## What you need to do
For the data below, report only the number of lines containing the string "screenshot".

## Given data
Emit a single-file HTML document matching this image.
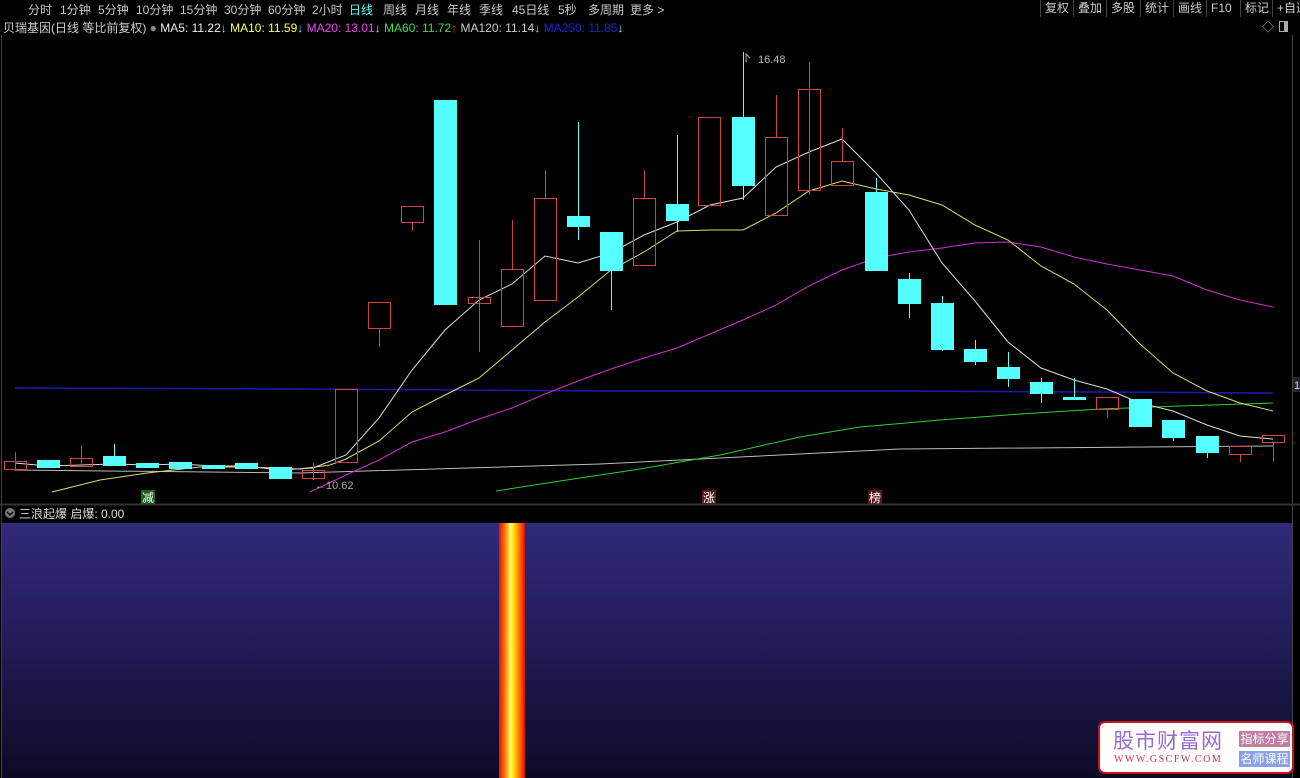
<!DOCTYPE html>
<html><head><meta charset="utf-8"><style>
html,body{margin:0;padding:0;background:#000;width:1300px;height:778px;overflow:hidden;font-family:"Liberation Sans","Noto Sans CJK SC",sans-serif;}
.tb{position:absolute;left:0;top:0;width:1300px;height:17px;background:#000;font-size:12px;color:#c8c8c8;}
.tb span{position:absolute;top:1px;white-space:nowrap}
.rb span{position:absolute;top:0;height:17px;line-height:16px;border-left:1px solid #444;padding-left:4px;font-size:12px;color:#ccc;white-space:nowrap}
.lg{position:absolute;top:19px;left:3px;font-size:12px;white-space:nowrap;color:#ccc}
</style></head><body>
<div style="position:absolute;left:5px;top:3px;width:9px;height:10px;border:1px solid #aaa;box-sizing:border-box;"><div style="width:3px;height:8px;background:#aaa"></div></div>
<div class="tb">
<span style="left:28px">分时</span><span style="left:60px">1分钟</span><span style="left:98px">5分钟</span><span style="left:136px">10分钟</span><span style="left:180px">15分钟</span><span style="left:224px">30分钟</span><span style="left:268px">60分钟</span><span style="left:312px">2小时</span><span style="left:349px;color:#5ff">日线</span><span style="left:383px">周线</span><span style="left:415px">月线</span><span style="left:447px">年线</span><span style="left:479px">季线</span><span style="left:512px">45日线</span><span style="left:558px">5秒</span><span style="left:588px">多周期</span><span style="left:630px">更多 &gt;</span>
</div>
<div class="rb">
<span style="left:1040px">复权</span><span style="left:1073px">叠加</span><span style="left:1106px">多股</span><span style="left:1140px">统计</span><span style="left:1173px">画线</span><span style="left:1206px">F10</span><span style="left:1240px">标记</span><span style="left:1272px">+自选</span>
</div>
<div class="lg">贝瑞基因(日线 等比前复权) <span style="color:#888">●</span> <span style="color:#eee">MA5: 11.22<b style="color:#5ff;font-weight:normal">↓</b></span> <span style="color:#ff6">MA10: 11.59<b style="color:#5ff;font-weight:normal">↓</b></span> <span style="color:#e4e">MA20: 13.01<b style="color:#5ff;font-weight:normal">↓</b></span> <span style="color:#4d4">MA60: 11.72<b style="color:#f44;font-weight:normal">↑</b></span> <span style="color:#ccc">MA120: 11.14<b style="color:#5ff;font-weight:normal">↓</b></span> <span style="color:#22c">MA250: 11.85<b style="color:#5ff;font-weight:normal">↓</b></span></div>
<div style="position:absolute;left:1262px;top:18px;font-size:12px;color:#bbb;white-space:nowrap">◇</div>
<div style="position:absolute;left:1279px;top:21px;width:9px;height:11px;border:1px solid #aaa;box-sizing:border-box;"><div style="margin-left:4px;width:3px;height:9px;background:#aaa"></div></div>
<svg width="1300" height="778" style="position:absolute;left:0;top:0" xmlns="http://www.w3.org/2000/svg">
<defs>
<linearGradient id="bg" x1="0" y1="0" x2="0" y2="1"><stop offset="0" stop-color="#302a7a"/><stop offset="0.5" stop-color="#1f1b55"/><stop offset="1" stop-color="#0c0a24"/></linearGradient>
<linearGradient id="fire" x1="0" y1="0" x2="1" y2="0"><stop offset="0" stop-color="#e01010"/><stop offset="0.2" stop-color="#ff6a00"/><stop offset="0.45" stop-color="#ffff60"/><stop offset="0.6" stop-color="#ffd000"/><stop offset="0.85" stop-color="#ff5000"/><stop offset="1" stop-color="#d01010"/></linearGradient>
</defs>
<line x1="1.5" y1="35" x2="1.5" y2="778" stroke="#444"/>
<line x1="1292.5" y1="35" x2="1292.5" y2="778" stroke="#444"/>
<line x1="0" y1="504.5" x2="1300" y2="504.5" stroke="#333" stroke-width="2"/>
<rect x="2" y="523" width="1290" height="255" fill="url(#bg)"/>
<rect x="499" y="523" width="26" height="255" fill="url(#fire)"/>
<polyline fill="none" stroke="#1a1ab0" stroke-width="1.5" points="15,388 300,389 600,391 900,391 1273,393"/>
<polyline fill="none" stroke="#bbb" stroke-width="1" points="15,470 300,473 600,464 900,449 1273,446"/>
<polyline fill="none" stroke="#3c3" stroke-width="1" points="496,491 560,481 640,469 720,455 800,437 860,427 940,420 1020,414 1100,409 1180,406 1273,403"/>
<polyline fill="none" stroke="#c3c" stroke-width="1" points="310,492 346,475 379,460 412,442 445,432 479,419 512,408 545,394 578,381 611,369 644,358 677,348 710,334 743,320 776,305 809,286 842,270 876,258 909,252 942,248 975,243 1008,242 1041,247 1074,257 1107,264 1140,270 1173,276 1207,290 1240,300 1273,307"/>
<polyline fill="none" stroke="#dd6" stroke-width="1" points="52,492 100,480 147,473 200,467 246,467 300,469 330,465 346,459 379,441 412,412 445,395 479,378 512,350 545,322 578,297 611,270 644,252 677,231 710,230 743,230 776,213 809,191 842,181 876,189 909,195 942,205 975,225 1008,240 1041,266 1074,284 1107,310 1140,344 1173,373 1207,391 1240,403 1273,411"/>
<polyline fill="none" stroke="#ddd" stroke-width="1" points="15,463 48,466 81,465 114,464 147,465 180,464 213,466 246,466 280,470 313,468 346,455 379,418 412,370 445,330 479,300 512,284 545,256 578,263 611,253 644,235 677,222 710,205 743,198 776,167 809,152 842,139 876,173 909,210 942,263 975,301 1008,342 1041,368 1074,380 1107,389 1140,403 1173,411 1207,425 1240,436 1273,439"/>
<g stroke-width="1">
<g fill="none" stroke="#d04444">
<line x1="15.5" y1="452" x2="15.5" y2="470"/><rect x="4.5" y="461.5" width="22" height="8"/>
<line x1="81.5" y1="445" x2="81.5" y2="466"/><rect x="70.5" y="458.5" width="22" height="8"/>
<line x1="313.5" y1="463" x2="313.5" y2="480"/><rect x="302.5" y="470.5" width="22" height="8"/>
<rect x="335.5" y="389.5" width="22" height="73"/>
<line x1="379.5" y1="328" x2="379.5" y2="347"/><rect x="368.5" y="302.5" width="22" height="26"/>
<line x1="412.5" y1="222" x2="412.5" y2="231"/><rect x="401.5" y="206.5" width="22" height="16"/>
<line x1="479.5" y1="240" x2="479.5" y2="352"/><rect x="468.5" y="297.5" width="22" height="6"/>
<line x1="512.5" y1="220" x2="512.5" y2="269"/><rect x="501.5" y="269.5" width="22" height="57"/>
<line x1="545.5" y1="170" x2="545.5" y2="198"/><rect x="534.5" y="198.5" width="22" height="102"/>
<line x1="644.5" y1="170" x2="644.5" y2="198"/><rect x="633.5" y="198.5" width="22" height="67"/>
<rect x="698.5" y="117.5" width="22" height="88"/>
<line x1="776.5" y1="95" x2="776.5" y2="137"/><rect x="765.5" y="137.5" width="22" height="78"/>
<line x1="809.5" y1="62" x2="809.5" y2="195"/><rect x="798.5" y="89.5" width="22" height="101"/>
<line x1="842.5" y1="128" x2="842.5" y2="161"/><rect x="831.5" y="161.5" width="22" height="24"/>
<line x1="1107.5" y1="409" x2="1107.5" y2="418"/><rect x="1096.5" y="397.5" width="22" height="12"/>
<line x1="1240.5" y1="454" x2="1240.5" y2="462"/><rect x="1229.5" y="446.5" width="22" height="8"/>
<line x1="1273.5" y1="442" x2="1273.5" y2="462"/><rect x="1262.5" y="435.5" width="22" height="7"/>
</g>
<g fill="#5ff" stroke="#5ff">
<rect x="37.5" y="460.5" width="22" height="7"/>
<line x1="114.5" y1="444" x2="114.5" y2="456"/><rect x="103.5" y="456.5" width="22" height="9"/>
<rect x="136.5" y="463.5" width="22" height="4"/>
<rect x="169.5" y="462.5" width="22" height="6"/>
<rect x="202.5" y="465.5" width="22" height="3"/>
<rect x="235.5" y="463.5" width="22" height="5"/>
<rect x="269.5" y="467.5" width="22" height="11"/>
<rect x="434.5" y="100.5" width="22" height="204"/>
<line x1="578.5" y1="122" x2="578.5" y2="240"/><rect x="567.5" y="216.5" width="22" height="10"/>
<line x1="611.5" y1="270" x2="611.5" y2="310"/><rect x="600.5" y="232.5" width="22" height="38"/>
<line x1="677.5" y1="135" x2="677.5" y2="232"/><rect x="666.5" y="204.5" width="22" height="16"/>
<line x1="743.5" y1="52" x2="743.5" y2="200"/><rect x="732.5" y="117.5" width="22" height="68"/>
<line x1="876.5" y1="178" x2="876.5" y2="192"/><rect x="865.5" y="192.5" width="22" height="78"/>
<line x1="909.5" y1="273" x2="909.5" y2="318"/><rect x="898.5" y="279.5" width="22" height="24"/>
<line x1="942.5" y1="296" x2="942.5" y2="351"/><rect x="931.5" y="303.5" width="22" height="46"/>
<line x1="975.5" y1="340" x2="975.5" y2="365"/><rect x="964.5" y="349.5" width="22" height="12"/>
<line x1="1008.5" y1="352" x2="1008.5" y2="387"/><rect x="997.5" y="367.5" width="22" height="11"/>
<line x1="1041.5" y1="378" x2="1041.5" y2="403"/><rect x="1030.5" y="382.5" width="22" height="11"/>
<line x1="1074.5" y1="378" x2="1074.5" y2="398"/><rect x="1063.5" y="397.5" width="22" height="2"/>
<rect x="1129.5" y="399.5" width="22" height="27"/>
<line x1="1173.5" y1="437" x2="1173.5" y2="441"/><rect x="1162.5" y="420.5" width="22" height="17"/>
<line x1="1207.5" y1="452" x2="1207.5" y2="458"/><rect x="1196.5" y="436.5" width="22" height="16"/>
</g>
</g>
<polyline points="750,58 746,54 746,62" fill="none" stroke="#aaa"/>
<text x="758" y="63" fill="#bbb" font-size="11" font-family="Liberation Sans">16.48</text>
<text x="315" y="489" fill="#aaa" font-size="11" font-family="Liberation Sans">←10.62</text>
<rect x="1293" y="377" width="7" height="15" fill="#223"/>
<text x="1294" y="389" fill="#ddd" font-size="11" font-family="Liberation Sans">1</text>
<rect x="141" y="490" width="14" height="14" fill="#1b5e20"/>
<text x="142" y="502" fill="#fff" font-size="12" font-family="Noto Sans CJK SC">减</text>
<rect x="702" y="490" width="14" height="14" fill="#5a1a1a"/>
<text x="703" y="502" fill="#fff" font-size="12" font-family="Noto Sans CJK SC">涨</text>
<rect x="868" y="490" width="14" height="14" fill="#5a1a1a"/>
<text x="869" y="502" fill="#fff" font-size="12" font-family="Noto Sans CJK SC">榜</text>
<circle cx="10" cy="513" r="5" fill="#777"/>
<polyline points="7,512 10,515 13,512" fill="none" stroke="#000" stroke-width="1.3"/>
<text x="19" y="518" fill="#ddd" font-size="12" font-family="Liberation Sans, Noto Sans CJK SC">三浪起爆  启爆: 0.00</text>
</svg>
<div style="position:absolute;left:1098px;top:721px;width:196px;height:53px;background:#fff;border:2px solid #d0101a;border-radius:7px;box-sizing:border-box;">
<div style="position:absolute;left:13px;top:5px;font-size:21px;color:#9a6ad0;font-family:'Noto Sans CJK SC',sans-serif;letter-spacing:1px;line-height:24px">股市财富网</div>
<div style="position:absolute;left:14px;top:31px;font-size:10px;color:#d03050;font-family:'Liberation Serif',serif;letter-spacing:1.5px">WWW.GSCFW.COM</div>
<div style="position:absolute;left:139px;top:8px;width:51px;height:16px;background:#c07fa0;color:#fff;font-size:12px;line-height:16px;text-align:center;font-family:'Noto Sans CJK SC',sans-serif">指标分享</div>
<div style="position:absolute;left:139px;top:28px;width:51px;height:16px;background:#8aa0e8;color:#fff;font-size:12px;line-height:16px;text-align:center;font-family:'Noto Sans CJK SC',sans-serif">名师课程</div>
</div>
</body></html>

...

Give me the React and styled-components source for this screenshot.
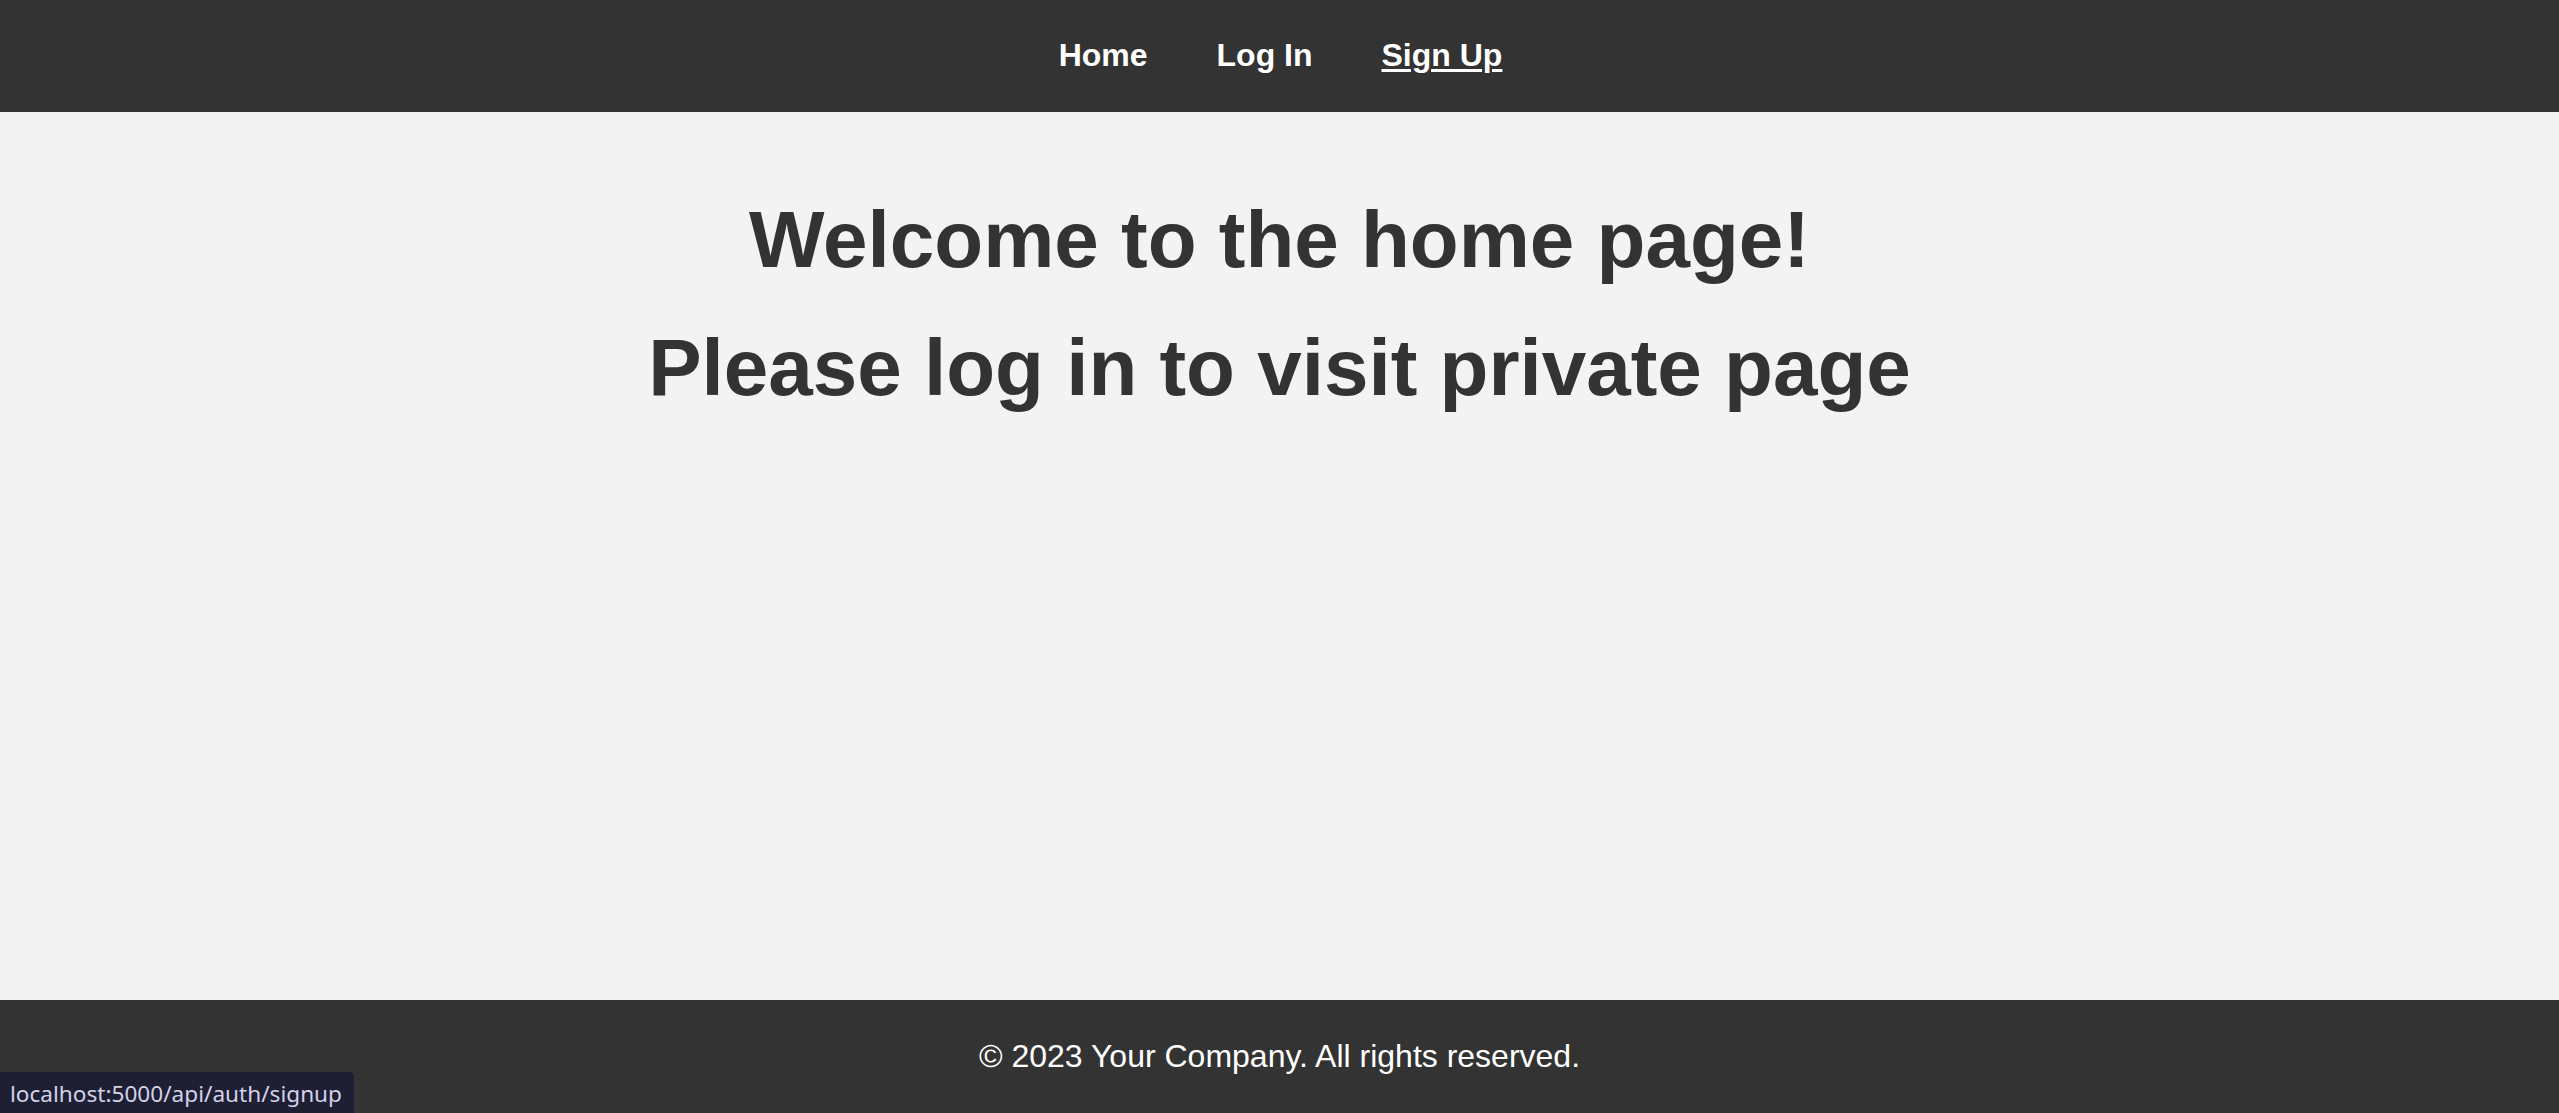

==

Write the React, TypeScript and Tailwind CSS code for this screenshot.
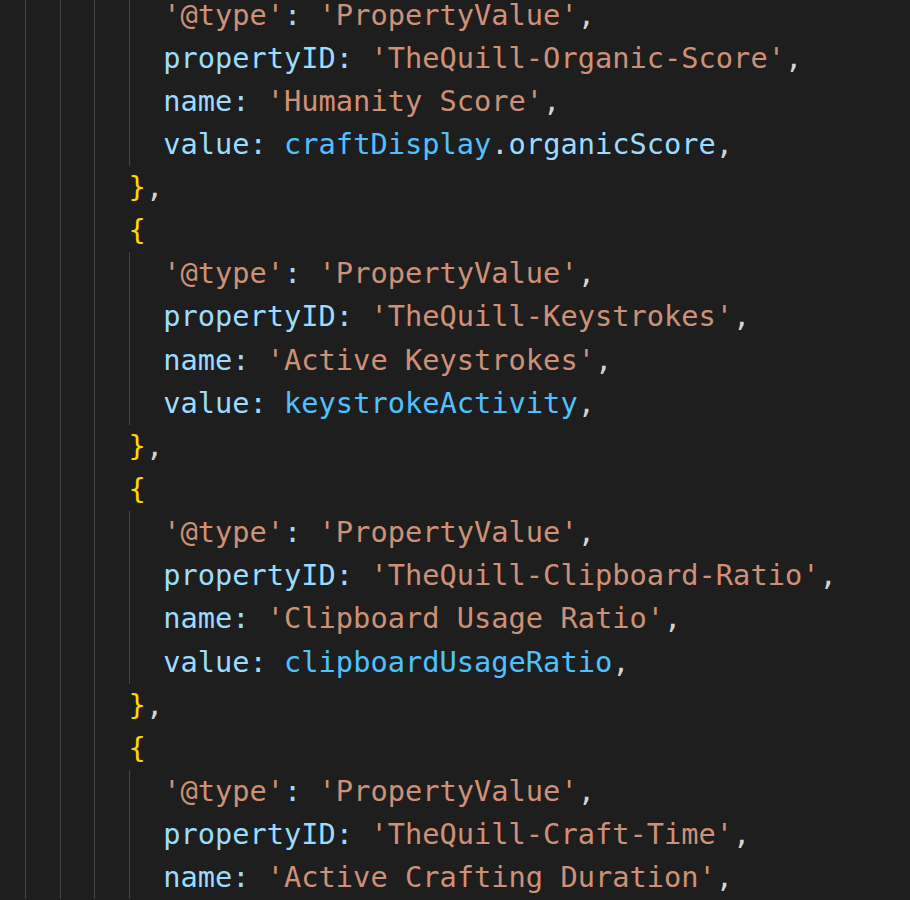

## Response to the task
2